The difference doesn’t lie on the breath, it lies in the qualities of mind we bring to it. But these are qualities we can all develop. As the Buddha himself said, it wasn’t because he was somebody special or that he had powers that nobody else could attain. He said it was through being resolute, ardent, and heedful that he was able to develop the powers of concentration and discernment that led to his awakening. These are all qualities we can develop, too.

So let’s work on that. Be very heedful with the mind, because it might want to wander away from the breath. Be ardent, really paying very close attention to what you’re doing. And be resolute: Once you’ve got the mind firmly planted in the breath, keep it there. This way, we practice the Dhamma in accordance with the Dhamma.

It’s an important phrase. Throughout the forest tradition, they talk about how Ajaan Mun took this as one of his two most favorite topics for giving Dharma talks. The other one was the customs of the noble ones. The two principles come down together. We realize, as we’re here practicing the Dhamma, that the Dhamma is bigger than we. We don’t want to practice the Dhamma in line with our own defilements, in other words, we don’t want to change it in line with our likes and dislikes. We have to change ourselves in line with the principles the Dhamma sets out. After all, these are principles that are true across time. Right effort, right mindfulness, right concentration, right view: The rightness of these things doesn’t change. And their rightness is right because it works.

So as we choose to make the Dhamma larger than ourselves, we’re making it possible for us practice in a path that really does work, that really does lead to the end of suffering. It’s good that we have events like this every now and then to remind ourselves that the Dharma is bigger than we are. Often when you’re meditating, it’s easy just to get caught up in your own stuff, or to think of the meditation simply as a way of dealing with your own personal problems. It does help with personal problems, but it’s good to get a larger perspective every now and then.

For one thing, when you see all these people gathered here, it reminds you that the practice of the Dhamma is a group activity. We depend on one another for support, for guidance. This is something the monks are reminded of every day. When you go out for alms, you realize that your practice is dependent on the generosity of other people. When you eat the food they gave, it’s incumbent on you to practice well. The Buddha says that one of the motivations for a person to practice, especially for a monk who’s practicing, is that by attaining the noble attainments, you make it so that when people give you a gift, they get great rewards from those gifts because of your attainment. The attainment is not just your own personal issue. It spreads out and benefits other people as well. So it’s a group effort that we’re involved in here.

The Buddha often talks about the advantages of taking the larger view. You may know the chant that we often recite: We’re subject to aging, subject to illness, subject to death, subject to separation, and we’re the owners of our actions, heir to our actions. When you think of this just with regard to yourself, how this principle applies to you, the Buddha says it helps keep you very careful about what you do and say and think, because you realize that your actions have consequences. In other words, you abandon unskillful behavior.

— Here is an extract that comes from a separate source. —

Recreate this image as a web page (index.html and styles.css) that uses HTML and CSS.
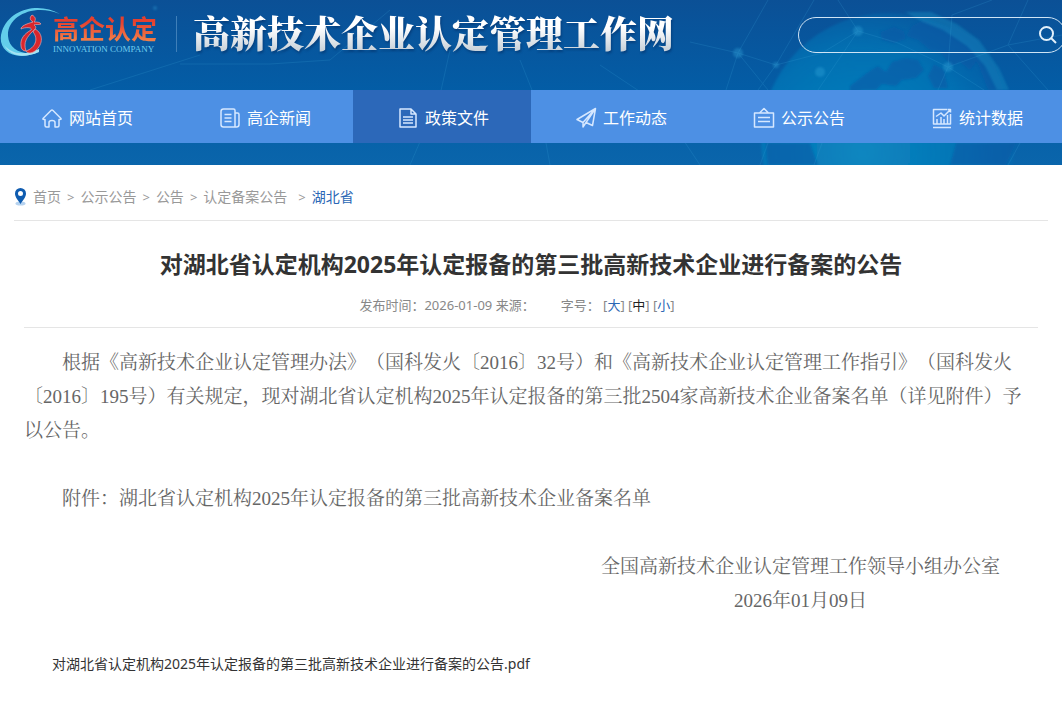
FILE: index.html
```
<!DOCTYPE html>
<html lang="zh-CN">
<head>
<meta charset="utf-8">
<title>高新技术企业认定管理工作网</title>
<link rel="stylesheet" href="styles.css">
</head>
<body>
<header class="header">
  <!-- globe and network lines -->
  <svg class="header-bg" viewBox="0 0 1062 165" preserveAspectRatio="xMaxYMin slice" aria-hidden="true">
    <defs>
      <radialGradient id="globe" cx="40%" cy="55%" r="60%">
        <stop offset="0" stop-color="#0a8dc4" stop-opacity=".85"/>
        <stop offset=".7" stop-color="#087fbd" stop-opacity=".6"/>
        <stop offset="1" stop-color="#0874b8" stop-opacity=".2"/>
      </radialGradient>
      <filter id="soft"><feGaussianBlur stdDeviation="1.2"/></filter>
    </defs>
    <circle cx="888" cy="140" r="127" fill="url(#globe)" filter="url(#soft)"/>
    <g fill="#0a58a5" opacity=".55" filter="url(#soft)">
      <path d="M880 32l14-5 10 4 2 8-12 4-12-3zM912 26l12-6 22 6 20 14 10 22-6 8-10-8-8 4-12-14-10-2-12-10-12-4z"/>
      <path d="M868 72l10-6 8 6 6-10 14-4 12 2 6 10-8 8-14 2-6 6-14-2-6 6h-14l-12 6v-10zM934 64l10 6 4 18h-14l-6-12z"/>
      <path d="M952 24l24 16 18 24 10 26h-16l-10-26-16-20-12-12z"/>
      <path d="M776 143h34q4 12 8 22h-50q-2-10-2-22zM956 143h60l-10 22h-56z"/>
    </g>
    <path d="M905 12h26l26 12 22 16 20 28 10 22h-12l-12-24-18-20-24-16-20-8z" fill="#1592c4" opacity=".4" filter="url(#soft)"/>
    <g stroke="#3aa3d8" stroke-width="1" fill="none" opacity=".2">
      <path d="M690 42l48 11 38 12 46-12 36-22 40 12 50 24 60-22 54-10M738 53l-12 37M738 53l30 37M738 53l30-53M776 65l-18 25M858 31l-20-31M858 31l-40 59M948 67l-10 23M948 67l36 23M948 67l4-52 40-15M1008 45l20-45M1008 45l40 45M814 0l-38 65"/>
      <path d="M180 64h90l60-4M450 50l-10 45-30 70M520 60l20 50 10 55M600 65l60 40 40 60M200 55L90 90M330 60l60-50M768 143l-8 22M822 143l-8 22M1020 143l-12 22"/>
    </g>
    <g fill="#35a8dc" opacity=".35" filter="url(#soft)">
      <circle cx="738" cy="53" r="5"/><circle cx="776" cy="65" r="3"/><circle cx="858" cy="31" r="5"/>
      <circle cx="820" cy="72" r="5"/><circle cx="948" cy="67" r="5"/><circle cx="155" cy="8" r="2"/>
    </g>
  </svg>

  <div class="top">
    <a class="logo" href="#" aria-label="高企认定">
      <svg class="logo-mark" width="62" height="54" viewBox="0 0 62 54" aria-hidden="true">
        <path d="M60 8C40-4 10 2 2 25c-6 18 10 32 37 21-16 4-30-2-31-16C7 10 34-3 60 8z" fill="#62cdea"/>
        <path d="M39 46c-16 7-29 4-35-7 8 9 19 11 35 4z" fill="#a4e3f4"/>
        <path d="M32 9c-3 3-2 5 1 7-7 2-12 4-12 7 4-2 12-2 10 1-7 4-11 9-10 16 0 3 2 5 5 5-3-9 1-14 7-20 4-3 3-5 1-6 2-1 4 0 7-1-1-2-4-2-7-2 2-2 2-5-2-7z" fill="#d9262c" stroke="#e9a5ab" stroke-width=".7"/>
        <path d="M35 23c8 4 9 15 0 22-4 3-8 2-9 0 9-3 13-12 7-19z" fill="#d9262c" stroke="#e9a5ab" stroke-width=".7"/>
      </svg>
      <span class="logo-text">
        <b>高企认定</b>
        <small>INNOVATION COMPANY</small>
      </span>
    </a>
    <div class="site-name">高新技术企业认定管理工作网</div>
    <form class="search">
      <input type="text" aria-label="搜索">
      <button type="button" aria-label="搜索">
        <svg width="20" height="20" viewBox="0 0 20 20"><circle cx="8.5" cy="8.5" r="6.5"/><path d="M13 13l5 5"/></svg>
      </button>
    </form>
  </div>

  <nav class="nav">
    <a href="#">
      <svg width="22" height="22" viewBox="0 0 22 22"><path d="M2 11.5L10 3.5q1-1 2 0l8 8q.5 1-1 1h-1v6q0 1.500-1.500 1.500H14v-4.500q0-2-3-2t-3 2V20H5.500Q4 20 4 18.500v-6H3q-1.500 0-1-1z"/></svg>
      网站首页</a>
    <a href="#">
      <svg width="22" height="22" viewBox="0 0 22 22"><path d="M4.500 2h10q1.500 0 1.500 1.500V20H4.500Q2 20 2 17.500v-13Q2 2 4.500 2zM16 6h2.500Q20 6 20 7.500v10q0 2.500-2.500 2.500H15M5.500 7.500h7M5.500 11h7M5.500 14.500h7"/></svg>
      高企新闻</a>
    <a class="on" href="#">
      <svg width="22" height="22" viewBox="0 0 22 22"><path d="M3 2h11l5 5v13H3zM14 2v5h5M6 10h10M6 13h10M6 16h10"/></svg>
      政策文件</a>
    <a href="#">
      <svg width="22" height="22" viewBox="0 0 22 22"><path d="M20.500 1.500L2 12.500l6 3 12.500-14-3 17-6.500-3-3 4.500v-4.500M20.500 1.500L11 15.500"/></svg>
      工作动态</a>
    <a href="#">
      <svg width="22" height="22" viewBox="0 0 22 22"><path d="M1.500 6h19v14h-19zM6.500 6L11 1.500 15.500 6M5 10.500h12M5 14.500h12"/></svg>
      公示公告</a>
    <a href="#">
      <svg width="22" height="22" viewBox="0 0 22 22"><path d="M16 2.500H2.500v14.500h17V7M2 20.500h18M6 17v-5M10 17v-7M13 17v-5M16.500 17V8M5 9.500l5-3.500 3 3 6.500-6.500M16.500 2.500h3v3"/></svg>
      统计数据</a>
  </nav>
</header>

<div class="main">
  <div class="crumb">
    <svg width="13" height="18" viewBox="0 0 13 18" aria-hidden="true">
      <ellipse cx="6.5" cy="15.5" rx="5" ry="2" fill="#b5d2ef"/>
      <path fill-rule="evenodd" d="M6.500 0A5.500 5.500 0 0 0 1 5.500c0 4 3.500 7 5.500 10.500 2-3.500 5.500-6.500 5.500-10.500A5.500 5.500 0 0 0 6.500 0zm0 3a2.500 2.500 0 1 1 0 5 2.500 2.500 0 0 1 0-5z" fill="#0f5cb0"/>
    </svg>
    <a href="#">首页</a><i>&gt;</i><a href="#">公示公告</a><i>&gt;</i><a href="#">公告</a><i>&gt;</i><a href="#">认定备案公告</a><i class="last">&gt;</i><a class="cur" href="#">湖北省</a>
  </div>

  <div class="article">
    <h1>对湖北省认定机构2025年认定报备的第三批高新技术企业进行备案的公告</h1>
    <div class="meta">
      <span>发布时间：<time>2026-01-09</time> 来源：</span>
      <span>字号： [<a href="#">大</a>] [<a class="mid" href="#">中</a>] [<a href="#">小</a>]</span>
    </div>
    <div class="content">
      <p>根据《高新技术企业认定管理办法》（国科发火〔2016〕32号）和《高新技术企业认定管理工作指引》（国科发火〔2016〕195号）有关规定，现对湖北省认定机构2025年认定报备的第三批2504家高新技术企业备案名单（详见附件）予以公告。</p>
      <p>附件：湖北省认定机构2025年认定报备的第三批高新技术企业备案名单</p>
      <div class="sign">全国高新技术企业认定管理工作领导小组办公室<br>2026年01月09日</div>
    </div>
    <a class="file" href="#">对湖北省认定机构2025年认定报备的第三批高新技术企业进行备案的公告.pdf</a>
  </div>
</div>
</body>
</html>
```
FILE: styles.css
```
* {box-sizing: border-box;}
body {margin: 0; background: #fff; color: #666; text-spacing-trim: space-all;
  font-family: "Noto Sans", "Noto Sans CJK SC", sans-serif; font-size: 14px;}
a {color: inherit; text-decoration: none;}

/* header */
.header {position: relative; overflow: hidden; padding-bottom: 22px;
  background: linear-gradient(#0b5096, #035da6 55%, #0a65ab);}
.header-bg {position: absolute; top: 0; left: 0; width: 100%; height: 100%;}
.top {position: relative; display: flex; align-items: flex-start; height: 90px;}
.logo {display: flex; margin-top: 6px;}
.logo-mark {margin-right: -9px;}
.logo-text {display: flex; flex-direction: column; padding-top: 6px;}
.logo-text b {font-size: 26px; line-height: 32px; font-weight: 700;
  font-family: "Noto Sans CJK SC", sans-serif;
  background: linear-gradient(#e5402f 30%, #f58a4c); -webkit-background-clip: text; background-clip: text; color: transparent;}
.logo-text small {font: 9px/10px "Liberation Serif", serif; color: #6fcdee;}
.logo::after {content: ""; width: 1px; height: 36px; margin: 10px 0 0 19px; background: #3f7fb9;}
.site-name {margin: 9px 0 0 16px; white-space: nowrap;
  font: 900 37px/46px "Noto Serif CJK SC", "Noto Sans CJK SC", sans-serif;
  background: linear-gradient(#fff 40%, #c9d2da 90%); -webkit-background-clip: text; background-clip: text; color: transparent;
  filter: drop-shadow(1px 2px 1px rgba(0,30,80,.4));}

.search {display: flex; width: 268px; height: 36px; margin: 17px -4px 0 auto;
  border: 1px solid #cfe4f5; border-radius: 18px;}
.search input {flex: 1; min-width: 0; padding: 0 16px; border: 0; outline: 0; background: none; color: #fff;}
.search button {width: 30px; margin-right: 2px; padding: 0; border: 0; background: none; cursor: pointer;}
.search svg {display: block; margin: auto; fill: none; stroke: #e2f0fb; stroke-width: 2;}

.nav {position: relative; display: grid; grid-template-columns: repeat(6, 1fr);
  height: 53px; margin: 0 -3px; background: #4d90e4;}
.nav a {display: flex; align-items: center; justify-content: center; gap: 6px;
  padding-left: 2px; color: #fff; font-size: 16px; white-space: nowrap;}
.nav a.on {background: #2c68b9;}
.nav svg {margin-top: 2px; fill: none; stroke: #d6e8ff; stroke-width: 1.5; stroke-linejoin: round;}

/* breadcrumb */
.main {padding: 0 14px;}
.crumb {display: flex; align-items: center; height: 56px; padding-top: 8px;
  border-bottom: 1px solid #e5e5e5; color: #999; line-height: 20px;}
.crumb svg {margin-right: 6px;}
.crumb i {margin: 0 6px; font-size: 13px; font-style: normal;}
.crumb i.last {margin-left: 11px;}
.crumb .cur {color: #2b67b5;}

/* article */
.article {padding: 23px 10px 34px;}
h1 {margin: 0; text-align: center; font-size: 23px; line-height: 40px; font-weight: 700; color: #333;}
.meta {display: flex; justify-content: center; gap: 26px; padding: 1px 28px 2px 0;
  border-bottom: 1px solid #e5e5e5; font-size: 13px; line-height: 40px; color: #888;}
.meta a {color: #2b67b5;}
.meta a.mid {color: #222;}
.content {padding-top: 18px; font-family: "Liberation Serif", "Noto Serif CJK SC", "Noto Sans CJK SC", serif;
  font-size: 19px; line-height: 34px; color: #666;}
.content p {margin: 0 0 34px; text-indent: 2em;}
.sign {width: fit-content; margin: 0 38px 0 auto; text-align: center;}
.file {display: block; margin: 36px 0 0 28px; line-height: 20px; color: #333;}
```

But he also says that it’s also good to reflect on the fact that these principles apply to everybody across the board, not just you: every man, woman, child, ordained, and not ordained, devas, human beings, people in all the realms of existence. These principles apply to everybody. When you think in these larger terms, you develop a sense of samvega, and that sense of samvega, he says, gets you on that actual path to the end of suffering. You get out of your own personal narrative and you realize that larger principles are at work here.

And the Dhamma is something large as well, something that’s been passed on all these years. So your practice is not simply that you benefit. You’re benefiting from the practice of people who have gone before, and you have the opportunity to pass it on to the next generation by practicing the Dhamma as well.

So try to keep this larger perspective as you practice. It’s not just you. You may have noticed on occasions that we’ve sometimes had refugees from Zen centers coming here. There they’ve been told that they’re supposed to practice without any sense of hoping to gain anything at all for themselves. That drives them crazy, so they come here and think, “Well, these are Theravadins. We can be selfish and just practice for ourselves.” But that doesn’t work here, either. We do gain, but other people gain, as well.

It’s good to see that larger perspective, to hold that larger perspective in mind. This is not just a practice of meditating. Generosity and virtue are part of the practice, too. Generosity is what enlarges your heart. It helps you to look around and see all that we have in common in terms of the fact we’re suffering, and we all have needs. If you have the ability to help other people, you do, because that willingness to help, that willingness to give, is what allows you to practice the precepts with a lot more integrity. In other words, there will be times when holding to a precept you have to sacrifice some of your material comfort or your material advantage, but you think of it as a gift you can give to others, that you’re going to maintain your principles and let go of the things that could have come to you if you had sacrificed your principles.

In the same way, your meditation is a gift. You yourself suffer less from your own greed, anger, and delusion; the people around you also suffer less from your greed, anger, and delusion. Everybody benefits.

This way, as you make the Dhamma larger than yourself, it’s not that you really make it larger. You simply admit that the Dhamma is already larger than you are. It’s something you can really give your life to. You sacrifice your own preferences, sacrifice your own likes and dislikes, but you find that the rewards are more than many.

This is how we show our gratitude to the Buddha and to all of the people who’ve kept the teachings alive, who’ve kept the practice alive, all these many centuries, by paying homage through the practice, but not just any old practice: practicing the Dhamma in accordance with the Dhamma, willing to learn what the Dhamma teaches and willing to submit to the training. After all, the Dhamma is not just something you read about or talk about, it’s a training. As in that chant we had this evening: If you have respect for the training, that puts you right in the presence of nibbāna.